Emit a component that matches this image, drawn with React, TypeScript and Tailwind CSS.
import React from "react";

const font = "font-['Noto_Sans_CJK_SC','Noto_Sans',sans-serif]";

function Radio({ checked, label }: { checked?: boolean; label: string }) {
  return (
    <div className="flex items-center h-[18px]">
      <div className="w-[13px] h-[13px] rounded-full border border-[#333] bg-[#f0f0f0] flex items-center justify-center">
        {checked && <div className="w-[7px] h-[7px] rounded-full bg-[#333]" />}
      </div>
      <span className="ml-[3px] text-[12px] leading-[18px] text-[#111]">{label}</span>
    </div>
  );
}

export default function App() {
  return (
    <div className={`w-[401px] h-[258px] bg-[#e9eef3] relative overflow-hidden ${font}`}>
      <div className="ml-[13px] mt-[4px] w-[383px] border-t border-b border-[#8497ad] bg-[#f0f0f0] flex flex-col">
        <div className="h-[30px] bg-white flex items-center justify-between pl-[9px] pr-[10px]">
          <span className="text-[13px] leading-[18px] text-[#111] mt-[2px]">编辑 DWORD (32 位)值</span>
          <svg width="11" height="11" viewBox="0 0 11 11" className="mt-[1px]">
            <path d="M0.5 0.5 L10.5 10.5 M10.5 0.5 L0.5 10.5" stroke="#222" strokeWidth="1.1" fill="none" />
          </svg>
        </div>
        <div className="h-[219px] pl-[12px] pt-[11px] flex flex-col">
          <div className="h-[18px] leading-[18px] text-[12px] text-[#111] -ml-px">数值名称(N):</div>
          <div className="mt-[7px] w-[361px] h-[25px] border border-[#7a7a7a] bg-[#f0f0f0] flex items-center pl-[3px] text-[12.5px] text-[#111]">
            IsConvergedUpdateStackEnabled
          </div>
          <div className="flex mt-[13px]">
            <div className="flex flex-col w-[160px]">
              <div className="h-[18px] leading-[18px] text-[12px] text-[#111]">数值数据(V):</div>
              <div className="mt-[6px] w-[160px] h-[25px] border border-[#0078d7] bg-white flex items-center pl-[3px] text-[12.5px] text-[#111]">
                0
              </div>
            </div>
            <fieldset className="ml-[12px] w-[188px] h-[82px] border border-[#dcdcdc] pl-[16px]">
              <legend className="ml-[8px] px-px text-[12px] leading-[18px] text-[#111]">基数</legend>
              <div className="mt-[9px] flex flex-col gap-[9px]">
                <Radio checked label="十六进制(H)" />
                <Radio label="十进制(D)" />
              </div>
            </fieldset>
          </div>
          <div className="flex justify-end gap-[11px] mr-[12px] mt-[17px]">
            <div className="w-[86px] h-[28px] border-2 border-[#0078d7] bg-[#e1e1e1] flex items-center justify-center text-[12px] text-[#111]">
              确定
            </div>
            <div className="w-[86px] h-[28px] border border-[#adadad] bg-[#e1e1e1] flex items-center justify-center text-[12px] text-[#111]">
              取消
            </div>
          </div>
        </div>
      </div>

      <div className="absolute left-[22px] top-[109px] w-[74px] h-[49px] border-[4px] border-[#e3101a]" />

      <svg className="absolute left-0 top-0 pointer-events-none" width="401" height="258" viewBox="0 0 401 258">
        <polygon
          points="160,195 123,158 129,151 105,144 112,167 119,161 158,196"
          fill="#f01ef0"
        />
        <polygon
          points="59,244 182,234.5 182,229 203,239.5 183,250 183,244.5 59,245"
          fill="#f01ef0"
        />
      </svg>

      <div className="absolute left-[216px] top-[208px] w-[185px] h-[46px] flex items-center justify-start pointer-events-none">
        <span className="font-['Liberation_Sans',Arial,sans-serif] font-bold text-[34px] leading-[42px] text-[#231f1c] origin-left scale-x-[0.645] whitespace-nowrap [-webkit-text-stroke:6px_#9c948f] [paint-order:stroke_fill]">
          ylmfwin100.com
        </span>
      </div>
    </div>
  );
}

→ WHAT TO DO
Extract the data exactly as given.

→ WRITTEN RESPONSE
Emit a component that matches this image, drawn with React, TypeScript and Tailwind CSS.
import React from "react";

const font = "font-['Noto_Sans_CJK_SC','Noto_Sans',sans-serif]";

function Radio({ checked, label }: { checked?: boolean; label: string }) {
  return (
    <div className="flex items-center h-[18px]">
      <div className="w-[13px] h-[13px] rounded-full border border-[#333] bg-[#f0f0f0] flex items-center justify-center">
        {checked && <div className="w-[7px] h-[7px] rounded-full bg-[#333]" />}
      </div>
      <span className="ml-[3px] text-[12px] leading-[18px] text-[#111]">{label}</span>
    </div>
  );
}

export default function App() {
  return (
    <div className={`w-[401px] h-[258px] bg-[#e9eef3] relative overflow-hidden ${font}`}>
      <div className="ml-[13px] mt-[4px] w-[383px] border-t border-b border-[#8497ad] bg-[#f0f0f0] flex flex-col">
        <div className="h-[30px] bg-white flex items-center justify-between pl-[9px] pr-[10px]">
          <span className="text-[13px] leading-[18px] text-[#111] mt-[2px]">编辑 DWORD (32 位)值</span>
          <svg width="11" height="11" viewBox="0 0 11 11" className="mt-[1px]">
            <path d="M0.5 0.5 L10.5 10.5 M10.5 0.5 L0.5 10.5" stroke="#222" strokeWidth="1.1" fill="none" />
          </svg>
        </div>
        <div className="h-[219px] pl-[12px] pt-[11px] flex flex-col">
          <div className="h-[18px] leading-[18px] text-[12px] text-[#111] -ml-px">数值名称(N):</div>
          <div className="mt-[7px] w-[361px] h-[25px] border border-[#7a7a7a] bg-[#f0f0f0] flex items-center pl-[3px] text-[12.5px] text-[#111]">
            IsConvergedUpdateStackEnabled
          </div>
          <div className="flex mt-[13px]">
            <div className="flex flex-col w-[160px]">
              <div className="h-[18px] leading-[18px] text-[12px] text-[#111]">数值数据(V):</div>
              <div className="mt-[6px] w-[160px] h-[25px] border border-[#0078d7] bg-white flex items-center pl-[3px] text-[12.5px] text-[#111]">
                0
              </div>
            </div>
            <fieldset className="ml-[12px] w-[188px] h-[82px] border border-[#dcdcdc] pl-[16px]">
              <legend className="ml-[8px] px-px text-[12px] leading-[18px] text-[#111]">基数</legend>
              <div className="mt-[9px] flex flex-col gap-[9px]">
                <Radio checked label="十六进制(H)" />
                <Radio label="十进制(D)" />
              </div>
            </fieldset>
          </div>
          <div className="flex justify-end gap-[11px] mr-[12px] mt-[17px]">
            <div className="w-[86px] h-[28px] border-2 border-[#0078d7] bg-[#e1e1e1] flex items-center justify-center text-[12px] text-[#111]">
              确定
            </div>
            <div className="w-[86px] h-[28px] border border-[#adadad] bg-[#e1e1e1] flex items-center justify-center text-[12px] text-[#111]">
              取消
            </div>
          </div>
        </div>
      </div>

      <div className="absolute left-[22px] top-[109px] w-[74px] h-[49px] border-[4px] border-[#e3101a]" />

      <svg className="absolute left-0 top-0 pointer-events-none" width="401" height="258" viewBox="0 0 401 258">
        <polygon
          points="160,195 123,158 129,151 105,144 112,167 119,161 158,196"
          fill="#f01ef0"
        />
        <polygon
          points="59,244 182,234.5 182,229 203,239.5 183,250 183,244.5 59,245"
          fill="#f01ef0"
        />
      </svg>

      <div className="absolute left-[216px] top-[208px] w-[185px] h-[46px] flex items-center justify-start pointer-events-none">
        <span className="font-['Liberation_Sans',Arial,sans-serif] font-bold text-[34px] leading-[42px] text-[#231f1c] origin-left scale-x-[0.645] whitespace-nowrap [-webkit-text-stroke:6px_#9c948f] [paint-order:stroke_fill]">
          ylmfwin100.com
        </span>
      </div>
    </div>
  );
}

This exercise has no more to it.